You'd be set for machines with the Bridgeport and SB lathe. Definitely would want a rotary table too. I used a dividing head with a chuck for some of the machining also.
To answer you question directly, the project does not contain any what I'd call extremely difficult to machine parts. I am a beginner also and learned a ton making my gun (still not quite complete, will make a tripod this summer). I've run around 400 rounds through mine.
By the way, there are at least two dozen errors in the drawings. No way, no how the gun will fire if made exactly to plans. I had a text file somewhere on the computer summarizing the errors, got the list from this forum. I found another dozen errors as my build progressed.
Be prepared to spend a couple of years also. Paul estimates around 600 hours to make a gun. I'm probably a little short of that.
I'd recommend barrels from Dave Burnett whose on this forum. I bought 10 used Ruger 10-22 barrels off from him for under $200. I also varied from the bolt diameter/carrier block bolt diameter. The plans call out a 0.420" hole which when I checked for a ream found one for $85 from Enco. I went with 9/32" instead (0.4218") for about $15. Changed the lead angle on the extractors from 15 deg. to 45 also. Could keep going on and on . . .
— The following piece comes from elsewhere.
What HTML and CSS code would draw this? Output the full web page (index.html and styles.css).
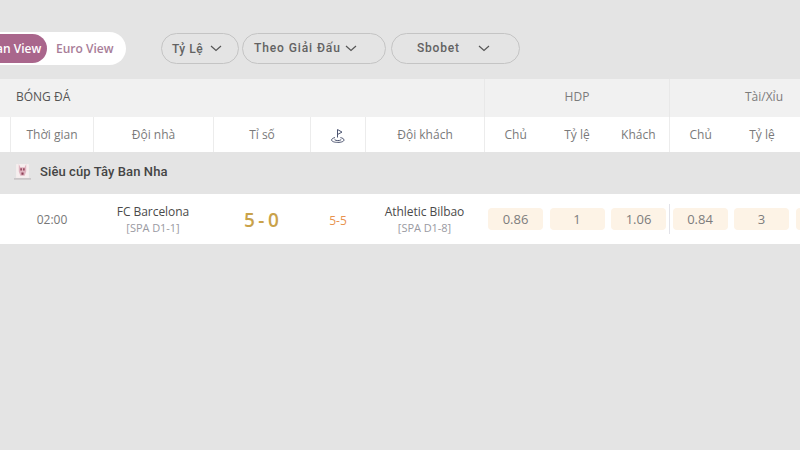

Don't be afraid to jump in. You'll likely end up making some parts 3 times in the learning process. But what the heck, you'll gain a lot of skills and confidence in your abilities! Plus, maybe ammo will be under $0.10 per round by the time you're finished! My biggest issue was getting good silver solder joints (still working on it).
Don't hesitate to email me (not that I'm any authority or anything), but I have a working gun so must have done something right! Be prepared to make a number of fixtures for the bolt construction. I made 5 or 6 simple fixtures so they are all interchangeable.